Merges also believes that utilitarianism is important to intellectual property. However, that justification has always lacked power because proof that the IP system really works has turned out to be “impossibly complex.” In the end, utilitarianism or consequentialism offer only a hollow purpose. As Merges writes in his introduction “[m]aximizing utility, I have come to see, is not a serviceable first-order principle of the IP system. It is just not what IP is really all about at the deepest level.” It makes sense to me that any true right needs more justification than can be provided by an econometrician. (My conclusion may well be based on the large number of economists that I know with failed moral compasses.) To be clear, Merges argues that the IP system should be designed efficiently and in a way that generally benefits society. His point, however, is that utilitarianism does not fully justify the property rights. Rather, for Merges, concerns of efficiency, along with proportionality, dignity, and non-removal are all “midlevel” principles that, though important, are not fundamental justifications. At the fundamental level, Merges relies upon deontological ethics derived from Locke (justification for appropriation), Kant (individual freedoms), and Rawls (distributive justice).  By threading together these historic lines of thought, Merges provides an ethical foundation both for the establishment of property rights for creative contributions to society as well as for substantive limits to those rights.

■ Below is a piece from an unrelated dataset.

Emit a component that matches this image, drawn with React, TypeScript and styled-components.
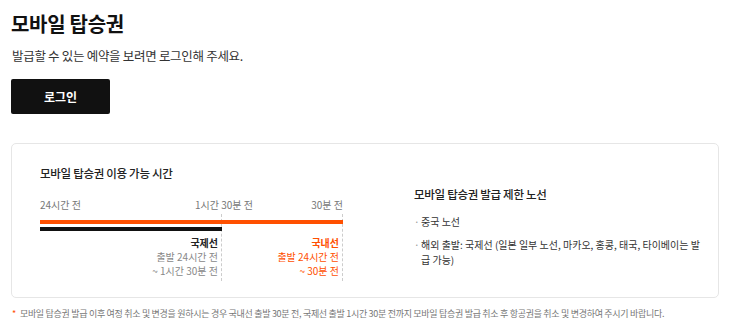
import React from 'react';
import styled, { createGlobalStyle } from 'styled-components';

const GlobalStyle = createGlobalStyle`
  body {
    margin: 0;
    background: #fff;
    font-family: "Noto Sans CJK KR", "Noto Sans", sans-serif;
    color: #111;
  }
`;

const Page = styled.div`
  padding: 10px 24px 0 11px;
`;

const Title = styled.h1`
  margin: 0;
  font-size: 20px;
  font-weight: 700;
  line-height: 28px;
  letter-spacing: -0.3px;
`;

const Sub = styled.p`
  margin: 9px 0 0 1px;
  font-size: 12.5px;
  line-height: 18px;
  color: #333;
  letter-spacing: -0.3px;
`;

const LoginButton = styled.button`
  display: block;
  margin-top: 14px;
  width: 99px;
  height: 35px;
  border: none;
  border-radius: 2px;
  background: #111;
  color: #fff;
  font-family: inherit;
  font-size: 12px;
  font-weight: 700;
`;

const Card = styled.section`
  margin-top: 29px;
  height: 155px;
  box-sizing: border-box;
  border: 1px solid #e6e6e6;
  border-radius: 5px;
  display: flex;
  padding: 0 0 0 28px;
`;

const TimeBlock = styled.div`
  width: 303px;
  padding-top: 21px;
`;

const SectionTitle = styled.h2`
  margin: 0;
  font-size: 11.5px;
  font-weight: 500;
  line-height: 16px;
  color: #222;
  letter-spacing: -0.3px;
`;

const LabelRow = styled.div`
  margin-top: 17px;
  display: grid;
  grid-template-columns: 182px 121px;
  font-size: 10px;
  line-height: 14px;
  color: #777;
  white-space: nowrap;
`;

const LabelEnds = styled.div`
  display: flex;
  justify-content: space-between;
`;

const MidLabel = styled.span`
  margin-left: -27px;
`;

const Track = styled.div`
  margin-top: 2px;
  display: grid;
  grid-template-columns: 182px 121px;
  grid-template-rows: auto auto 1fr;
`;

const Column = styled.div<{ $col: number }>`
  grid-column: ${p => p.$col};
  grid-row: 1 / 4;
  border-right: 1px dashed #ccc;
`;

const Bar = styled.div<{ $color: string; $span: string; $row: number; $gap: number }>`
  grid-column: ${p => p.$span};
  grid-row: ${p => p.$row};
  margin-top: ${p => p.$gap}px;
  height: 4px;
  background: ${p => p.$color};
`;

const Zone = styled.div<{ $col: number; $color: string }>`
  grid-column: ${p => p.$col};
  grid-row: 3;
  padding: 5px 4px 3px 0;
  text-align: right;
  font-size: 10px;
  line-height: 14px;
  color: ${p => p.$color};
  white-space: nowrap;
`;

const ZoneName = styled.div<{ $color: string }>`
  font-weight: 700;
  color: ${p => p.$color};
`;

const RouteBlock = styled.div`
  margin-left: 71px;
  padding-top: 42px;
  width: 290px;
`;

const RouteList = styled.ul`
  list-style: none;
  margin: 12px 0 0;
  padding: 0;
  display: flex;
  flex-direction: column;
  gap: 8px;
`;

const RouteItem = styled.li`
  position: relative;
  padding-left: 7px;
  font-size: 10px;
  line-height: 15px;
  color: #333;
  &::before {
    content: '·';
    position: absolute;
    left: 0;
    color: #999;
  }
`;

const Note = styled.p`
  margin: 9px 0 0 1px;
  font-size: 9px;
  line-height: 14px;
  color: #777;
  letter-spacing: -0.3px;
  white-space: nowrap;
  &::before {
    content: '*';
    color: #ff5000;
    margin-right: 4px;
  }
`;

const App: React.FC = () => {
  return (
    <Page>
      <GlobalStyle />
      <Title>모바일 탑승권</Title>
      <Sub>발급할 수 있는 예약을 보려면 로그인해 주세요.</Sub>
      <LoginButton>로그인</LoginButton>
      <Card>
        <TimeBlock>
          <SectionTitle>모바일 탑승권 이용 가능 시간</SectionTitle>
          <LabelRow>
            <span>24시간 전</span>
            <LabelEnds>
              <MidLabel>1시간 30분 전</MidLabel>
              <span>30분 전</span>
            </LabelEnds>
          </LabelRow>
          <Track>
            <Column $col={1} />
            <Column $col={2} />
            <Bar $color="#ff5000" $span="1 / 3" $row={1} $gap={6} />
            <Bar $color="#111" $span="1" $row={2} $gap={3} />
            <Zone $col={1} $color="#888">
              <ZoneName $color="#222">국제선</ZoneName>
              <div>출발 24시간 전</div>
              <div>~ 1시간 30분 전</div>
            </Zone>
            <Zone $col={2} $color="#ff5000">
              <ZoneName $color="#ff5000">국내선</ZoneName>
              <div>출발 24시간 전</div>
              <div>~ 30분 전</div>
            </Zone>
          </Track>
        </TimeBlock>
        <RouteBlock>
          <SectionTitle>모바일 탑승권 발급 제한 노선</SectionTitle>
          <RouteList>
            <RouteItem>중국 노선</RouteItem>
            <RouteItem>해외 출발: 국제선 (일본 일부 노선, 마카오, 홍콩, 태국, 타이베이는 발급 가능)</RouteItem>
          </RouteList>
        </RouteBlock>
      </Card>
      <Note>모바일 탑승권 발급 이후 여정 취소 및 변경을 원하시는 경우 국내선 출발 30분 전, 국제선 출발 1시간 30분 전까지 모바일 탑승권 발급 취소 후 항공권을 취소 및 변경하여 주시기 바랍니다.</Note>
    </Page>
  );
};

export default App;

Justifying Intellectual Property is a fascinating book and I will likely post a second discussion of the book after I finish reading the second half.  The book does not have all the answers and, in my view, is not always correct.  It does, however offer a new framework for understanding intellectual property with a particular focus on why it makes sense to offer property rights for creative enterprises. 

Info:

  • Author: Robert P. Merges, Faculty Director, Berkeley Center for Law & Technology; Wilson Sonsini Goodrich & Rosati Professor of Law and Technology
  • Hardcover: 422 pages
  • Cost: $60 list price
  • Publisher: Harvard University Press (June 13, 2011)

15 thoughts on “Book Review: Justifying Intellectual Property

  1. I think you’re trying to say eminent domain. And eminent domain only applies to real property, not personal or intellectual.

  2. Imaginary?

    Would you limit patents to only those who produce a model or some physical example?

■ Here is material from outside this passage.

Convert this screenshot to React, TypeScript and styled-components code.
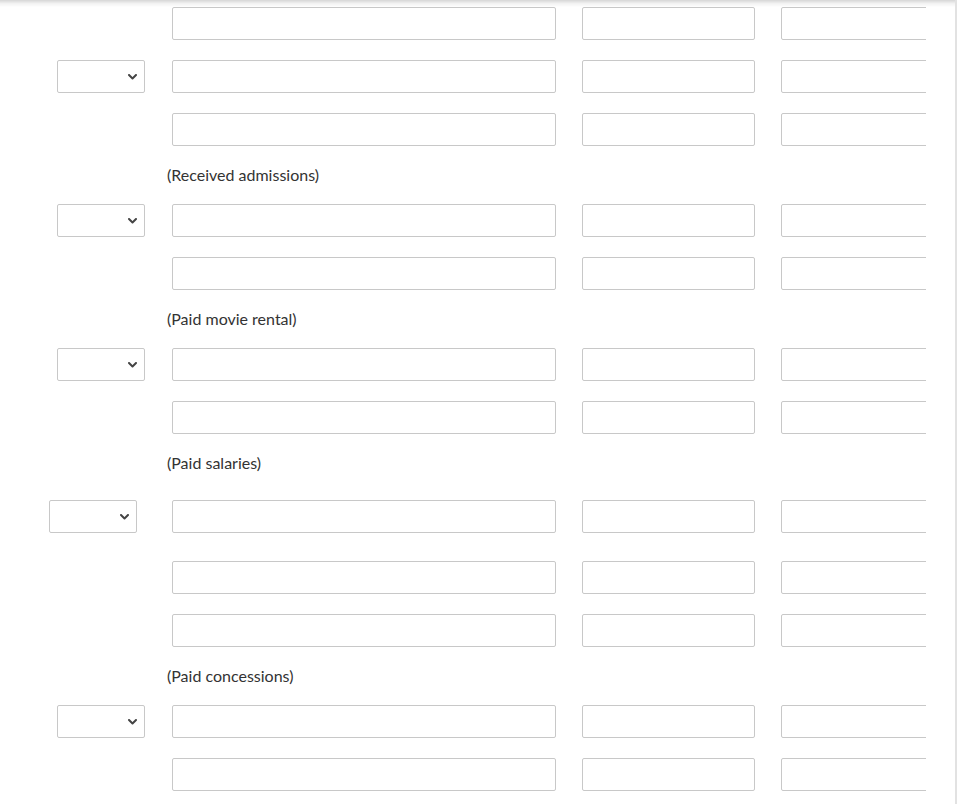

    One wonders what example or model the Bilksi inventors would file?

  3. One wonders whether Merges gave full faith and credit to Adam Mossoff who penned “Who Cares What Thomas Jefferson Thought about Patents? Reevaluating the Patent ‘” Privilege’ in Historical Contex ” published in the Cornell Law Review at volume 92, pages 953 – 1012. Mossoff also relies on Locke to demonstrate that when the founders were speaking of patent “privileges,” they were speaking of rights secured by statute that were consistent with other natural rights that are secured secured by statute pursuant to the Lockean social contract theory. Among such rights were property rights. The point he was making was that the founders viewed patents and copyrights as consistent with the social contract, not at variance from it, such that the statutory grant must be viewed as an exception to be narrowly construed. He cites Jefferson and Graham v. John Deere for the latter view, that patents have to be suffered for their utilitarian benefit. His thesis proves that the Jeffersonian view was the one at variance with the view at the time.

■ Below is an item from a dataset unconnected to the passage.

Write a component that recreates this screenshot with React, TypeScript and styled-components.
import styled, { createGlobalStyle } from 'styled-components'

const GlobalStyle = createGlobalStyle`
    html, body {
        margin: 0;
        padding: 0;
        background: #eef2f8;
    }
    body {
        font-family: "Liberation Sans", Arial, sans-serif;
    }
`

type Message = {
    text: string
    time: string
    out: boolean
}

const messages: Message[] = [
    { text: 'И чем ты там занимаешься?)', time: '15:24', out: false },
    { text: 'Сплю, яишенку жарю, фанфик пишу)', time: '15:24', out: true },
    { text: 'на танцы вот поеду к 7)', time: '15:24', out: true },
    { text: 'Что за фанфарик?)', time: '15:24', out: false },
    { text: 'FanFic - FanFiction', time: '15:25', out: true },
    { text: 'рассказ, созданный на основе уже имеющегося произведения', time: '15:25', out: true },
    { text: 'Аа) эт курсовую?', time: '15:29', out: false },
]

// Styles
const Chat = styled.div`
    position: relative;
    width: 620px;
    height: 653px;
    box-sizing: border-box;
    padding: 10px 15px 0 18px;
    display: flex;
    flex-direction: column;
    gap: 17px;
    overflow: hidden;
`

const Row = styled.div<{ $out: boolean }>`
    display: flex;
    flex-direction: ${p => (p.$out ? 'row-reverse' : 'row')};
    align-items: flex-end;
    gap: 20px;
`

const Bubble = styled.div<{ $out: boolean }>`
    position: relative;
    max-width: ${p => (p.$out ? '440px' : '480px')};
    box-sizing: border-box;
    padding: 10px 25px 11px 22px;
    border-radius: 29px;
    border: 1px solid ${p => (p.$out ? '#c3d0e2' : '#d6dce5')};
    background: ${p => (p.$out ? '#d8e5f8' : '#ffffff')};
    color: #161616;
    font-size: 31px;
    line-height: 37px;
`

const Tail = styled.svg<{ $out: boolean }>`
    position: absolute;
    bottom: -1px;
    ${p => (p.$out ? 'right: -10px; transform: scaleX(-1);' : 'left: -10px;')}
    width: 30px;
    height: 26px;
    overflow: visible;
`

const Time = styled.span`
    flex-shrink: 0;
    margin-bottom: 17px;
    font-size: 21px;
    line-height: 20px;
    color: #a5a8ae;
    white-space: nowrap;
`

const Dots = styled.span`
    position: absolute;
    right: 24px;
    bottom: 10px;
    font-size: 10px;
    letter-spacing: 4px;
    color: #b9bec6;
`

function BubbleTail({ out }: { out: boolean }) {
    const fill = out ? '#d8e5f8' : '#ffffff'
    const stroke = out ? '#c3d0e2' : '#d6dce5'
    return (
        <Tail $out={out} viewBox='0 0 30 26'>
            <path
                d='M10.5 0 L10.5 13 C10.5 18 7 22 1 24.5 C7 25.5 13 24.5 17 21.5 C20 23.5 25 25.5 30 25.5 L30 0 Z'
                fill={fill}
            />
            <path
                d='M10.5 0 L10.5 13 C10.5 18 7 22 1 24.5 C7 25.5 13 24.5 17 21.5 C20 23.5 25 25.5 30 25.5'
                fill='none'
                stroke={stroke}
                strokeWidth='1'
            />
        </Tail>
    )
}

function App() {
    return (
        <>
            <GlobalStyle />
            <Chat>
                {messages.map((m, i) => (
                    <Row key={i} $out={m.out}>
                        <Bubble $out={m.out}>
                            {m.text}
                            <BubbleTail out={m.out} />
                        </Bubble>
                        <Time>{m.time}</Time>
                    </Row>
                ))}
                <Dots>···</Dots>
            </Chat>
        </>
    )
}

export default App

    Mossoff thanks the following: Robert G. Bone, Thomas A. Bowden, Michael A. Carrier, Eric R. Claeys, John Duffy, Richard A. Epstein, Timothy Holbrook, Roberta R. Kwall, Mark Lemley, Michael Madison, Thomas Nachbar, Craig A. Nard, David Post, Joshua Sarnoff, Eugene Volokh, and Edward C. Walterscheid

  4. 6:

    And what things are not imaginary? Surely you are not talking about land and houses. While land and houses are not imaginary, ownership most assuredly has been according to history, and often still is. For example, imminent domain shows you how fictional ownership is.

  5. I don’t see the note to which you refer and I checked the threads about “stays pending” and “pending cases before the USSC”.

  6. The recognition of abstract property ownership is the cornerstone of modern society, and a framework for America (its in our Constitution). I have been quite interested in the philosophical justifications for patent/IP for some time, and look forward to reading Merges’ seminal work.